Every so often I receive a comment like this one:
Why do you and your countrymen insist on changing the English language? The plural of aquarium is aquaria, stadium is stadia, etc. etc.
I like to believe that such comments are meant playfully, to get a rise out of the American.
For one thing, the commenter must know that the English language was changing long before there were Americans to speak it.
King James I, for whom the first permanent settlement in Virginia was named, would not have understood the English spoken by his predecessor King Alfred. And Queen Elizabeth II does not speak or write the same English that was spoken by King James I.
Today’s standard British English and standard American English are different dialects. Considering that both diverged from a form of English spoken 400 years ago in England, they remain remarkably similar.
As for the plural of nouns in -um, stadiums and aquariums have become the normal plurals in British periodicals as well as in American. Both dialects do retain the plural stadia in the context of Roman history.
The plural aquaria may still be common among British speakers, but in the US, the Latinate plural is more likely to be used by scientists and serious aquarists than by non-specialists.
The style guide for The Guardian and The Observer states this policy:
Latinate -um neuter endings that are a part of the language (eg stadium) take an -s plural.

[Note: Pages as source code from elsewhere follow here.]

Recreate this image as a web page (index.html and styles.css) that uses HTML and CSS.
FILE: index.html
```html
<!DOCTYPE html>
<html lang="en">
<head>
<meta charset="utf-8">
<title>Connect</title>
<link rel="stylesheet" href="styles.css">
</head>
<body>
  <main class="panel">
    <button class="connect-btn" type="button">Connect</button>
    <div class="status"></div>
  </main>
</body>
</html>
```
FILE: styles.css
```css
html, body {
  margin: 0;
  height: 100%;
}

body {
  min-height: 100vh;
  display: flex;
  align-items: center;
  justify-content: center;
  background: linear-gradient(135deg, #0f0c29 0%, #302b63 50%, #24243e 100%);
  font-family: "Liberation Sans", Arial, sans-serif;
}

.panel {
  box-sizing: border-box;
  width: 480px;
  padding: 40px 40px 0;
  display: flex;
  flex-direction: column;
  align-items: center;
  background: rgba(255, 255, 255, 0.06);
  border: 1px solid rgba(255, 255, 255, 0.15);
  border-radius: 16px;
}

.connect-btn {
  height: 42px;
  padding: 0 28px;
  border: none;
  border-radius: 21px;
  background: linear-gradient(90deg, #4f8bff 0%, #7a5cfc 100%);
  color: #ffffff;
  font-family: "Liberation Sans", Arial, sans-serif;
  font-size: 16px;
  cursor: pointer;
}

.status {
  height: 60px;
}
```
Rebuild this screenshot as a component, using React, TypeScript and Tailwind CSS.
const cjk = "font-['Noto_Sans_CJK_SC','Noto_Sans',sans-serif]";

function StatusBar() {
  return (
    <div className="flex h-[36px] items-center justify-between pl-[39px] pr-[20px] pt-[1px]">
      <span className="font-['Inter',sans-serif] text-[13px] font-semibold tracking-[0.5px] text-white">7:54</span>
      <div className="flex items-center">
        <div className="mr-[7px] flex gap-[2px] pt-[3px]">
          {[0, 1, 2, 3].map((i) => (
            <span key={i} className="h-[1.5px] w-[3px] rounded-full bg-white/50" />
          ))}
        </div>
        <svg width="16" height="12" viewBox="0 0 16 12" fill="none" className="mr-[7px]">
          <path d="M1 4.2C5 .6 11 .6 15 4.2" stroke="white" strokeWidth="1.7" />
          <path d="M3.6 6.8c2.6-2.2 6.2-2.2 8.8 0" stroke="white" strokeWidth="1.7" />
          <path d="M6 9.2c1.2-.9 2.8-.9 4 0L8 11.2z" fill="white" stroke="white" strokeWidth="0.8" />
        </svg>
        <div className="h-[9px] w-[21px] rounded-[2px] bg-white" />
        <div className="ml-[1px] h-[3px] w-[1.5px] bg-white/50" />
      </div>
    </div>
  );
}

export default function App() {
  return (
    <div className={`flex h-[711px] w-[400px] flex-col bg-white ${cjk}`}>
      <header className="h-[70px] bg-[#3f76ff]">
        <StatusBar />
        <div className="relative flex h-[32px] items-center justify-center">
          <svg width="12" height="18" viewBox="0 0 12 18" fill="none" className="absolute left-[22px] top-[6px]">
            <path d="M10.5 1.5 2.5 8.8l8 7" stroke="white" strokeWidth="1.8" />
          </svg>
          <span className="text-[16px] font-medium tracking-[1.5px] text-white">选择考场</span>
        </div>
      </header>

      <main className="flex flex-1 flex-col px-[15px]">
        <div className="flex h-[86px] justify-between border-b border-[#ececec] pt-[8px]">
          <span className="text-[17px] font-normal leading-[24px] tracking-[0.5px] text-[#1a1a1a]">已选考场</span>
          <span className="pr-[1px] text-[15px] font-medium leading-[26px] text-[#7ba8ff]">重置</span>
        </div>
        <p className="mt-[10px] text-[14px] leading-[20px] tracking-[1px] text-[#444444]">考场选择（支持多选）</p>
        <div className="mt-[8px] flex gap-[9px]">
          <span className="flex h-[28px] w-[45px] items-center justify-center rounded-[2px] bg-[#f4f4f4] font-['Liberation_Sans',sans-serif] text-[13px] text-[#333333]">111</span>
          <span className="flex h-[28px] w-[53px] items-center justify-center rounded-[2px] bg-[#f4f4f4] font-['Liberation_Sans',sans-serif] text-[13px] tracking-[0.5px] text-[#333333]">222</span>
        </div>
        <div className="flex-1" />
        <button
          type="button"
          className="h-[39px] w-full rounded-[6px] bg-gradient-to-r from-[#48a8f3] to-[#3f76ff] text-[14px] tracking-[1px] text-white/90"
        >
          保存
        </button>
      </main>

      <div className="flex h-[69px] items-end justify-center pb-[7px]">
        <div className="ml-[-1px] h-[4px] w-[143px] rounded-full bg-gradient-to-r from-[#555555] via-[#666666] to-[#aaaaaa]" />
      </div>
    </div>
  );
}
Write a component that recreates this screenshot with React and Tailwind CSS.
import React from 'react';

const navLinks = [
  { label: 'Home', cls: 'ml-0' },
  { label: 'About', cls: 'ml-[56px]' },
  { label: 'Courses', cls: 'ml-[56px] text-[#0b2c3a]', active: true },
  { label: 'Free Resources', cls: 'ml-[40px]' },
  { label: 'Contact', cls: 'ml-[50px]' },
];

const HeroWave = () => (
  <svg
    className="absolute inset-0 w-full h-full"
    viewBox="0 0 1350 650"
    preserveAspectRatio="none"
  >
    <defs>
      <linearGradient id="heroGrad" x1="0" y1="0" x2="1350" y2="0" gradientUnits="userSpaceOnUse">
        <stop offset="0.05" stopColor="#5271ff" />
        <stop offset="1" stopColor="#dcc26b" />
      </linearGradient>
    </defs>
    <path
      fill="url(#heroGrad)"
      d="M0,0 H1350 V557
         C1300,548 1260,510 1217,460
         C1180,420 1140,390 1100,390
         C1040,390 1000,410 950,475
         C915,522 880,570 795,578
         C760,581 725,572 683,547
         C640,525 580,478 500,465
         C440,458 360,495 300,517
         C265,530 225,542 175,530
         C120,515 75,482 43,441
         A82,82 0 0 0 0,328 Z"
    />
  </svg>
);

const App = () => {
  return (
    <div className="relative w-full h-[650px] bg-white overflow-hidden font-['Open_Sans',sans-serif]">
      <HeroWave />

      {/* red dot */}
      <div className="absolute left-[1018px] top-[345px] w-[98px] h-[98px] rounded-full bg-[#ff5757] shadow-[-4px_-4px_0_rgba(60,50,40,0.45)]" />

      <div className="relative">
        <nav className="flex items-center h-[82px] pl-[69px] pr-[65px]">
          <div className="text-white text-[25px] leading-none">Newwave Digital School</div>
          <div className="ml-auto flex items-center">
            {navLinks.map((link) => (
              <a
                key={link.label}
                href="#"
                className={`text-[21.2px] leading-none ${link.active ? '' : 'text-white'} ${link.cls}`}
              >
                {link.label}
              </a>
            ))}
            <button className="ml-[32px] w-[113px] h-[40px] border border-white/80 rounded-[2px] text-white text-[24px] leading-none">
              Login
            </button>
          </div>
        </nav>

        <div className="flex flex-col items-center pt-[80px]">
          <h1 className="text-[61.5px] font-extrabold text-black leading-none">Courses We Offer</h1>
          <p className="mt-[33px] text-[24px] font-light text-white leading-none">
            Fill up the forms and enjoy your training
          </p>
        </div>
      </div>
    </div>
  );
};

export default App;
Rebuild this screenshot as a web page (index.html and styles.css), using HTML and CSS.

Note: This style guide does not use periods with e.g., a fact that seems odd to an American: eg no full points.
The Guardian/Observer guide has separate entries for the following -um nouns:
addendum, plural addendums
aquarium, plural aquariums
memorandum, plural memorandums, not memoranda
referendum, plural referendums, not referenda
It also addresses the datum/data debate:
data takes a singular verb (like agenda), though strictly a plural; no one ever uses “agendum” or “datum.”
The Associated Press Stylebook specifies stadiums as the plural of stadium.
The Chicago Manual of Style advises writers to consult a dictionary for “certain words of Latin or Greek origin such as crocus, datum, or alumna.”
Here are some of the plural choices given in Merriam-Webster Unabridged:
aquarium plural aquariums or aquaria
compendium plural compendiums or compendia
crematorium plural crematoria or crematoriums
encomium plural encomiums or encomia
momentum plural momenta or momentums
stadium plural stadia in the context of ancient Rome; otherwise, stadiums
maximum plural maximums or maxima
memorandum plural memorandums or memoranda
When in doubt, look up the plural of Latinate -um words in a dictionary that targets your standard dialect of English. When a choice is offered, consider the context in which the word is to be used.